In conclusion, and focusing just on the SEC, we’d like to think they are doing what they think is right. It is afterall our fathers, our brothers, our sisters and our mothers that work in that bureaucratic hall.
So we find them not guilty, but with stern criticism for lacking nuance and for failing to work with this space. But we think the political arm of America’s civil service might perhaps get those law-makers to add nuance, such as far lower requirements for ICOs up to $20 million, and perhaps none for up to $1 or $5 million except for obviously fraud is fraud and a scam is a scam. That’s settled.
If we take regulators as a whole we find them not guilty. Plenty of them deserve praise, some have even amazed us and quite surprised us. So we welcome any of them who tries to work with this space, take a nuanced approach, and aims to let innovation boom. For afterall it is such innovation that drives the economy forward.
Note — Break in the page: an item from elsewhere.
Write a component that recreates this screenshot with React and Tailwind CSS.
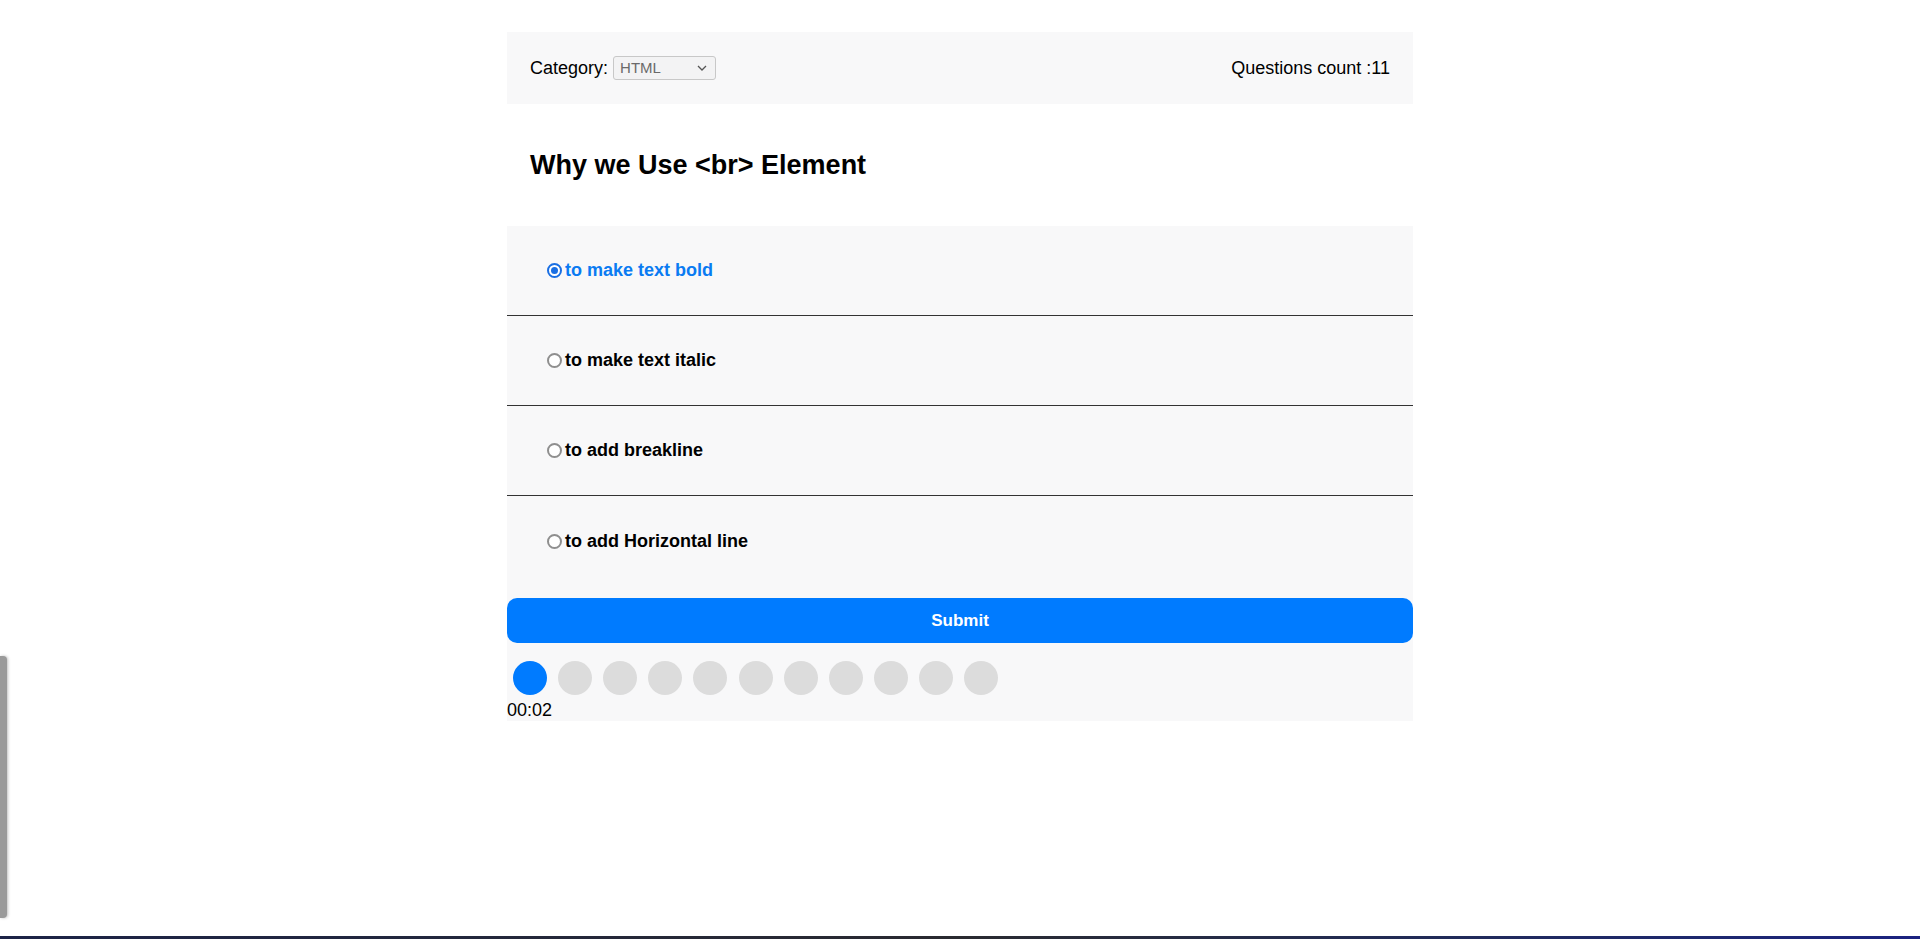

As such, considering the very positive approach taken by the vast majority of regulators, any influence they might have had on price you’d think would have been positive. Including the SEC, which stands for strong criticism but ICOs were not listening to us constantly criticizing them for not publishing revenue numbers or whatever.
The SEC will swing we hope and think and if they don’t other regulators from Paris to London to Zug to Tokyo are already very keen to lay down reasonable regulations or guidelines, not some century old bible.
Thus, we do think miners are primarily to blame for the steep fall in price and for stupendously high volatility in general.
If that is indeed the case then perhaps something should be done about it. Including just waiting it out until the halvings, or somehow speeding up eths PoS, or just putting public pressure on them to pay as much as they can in crypto, rather than insta converting to fiat.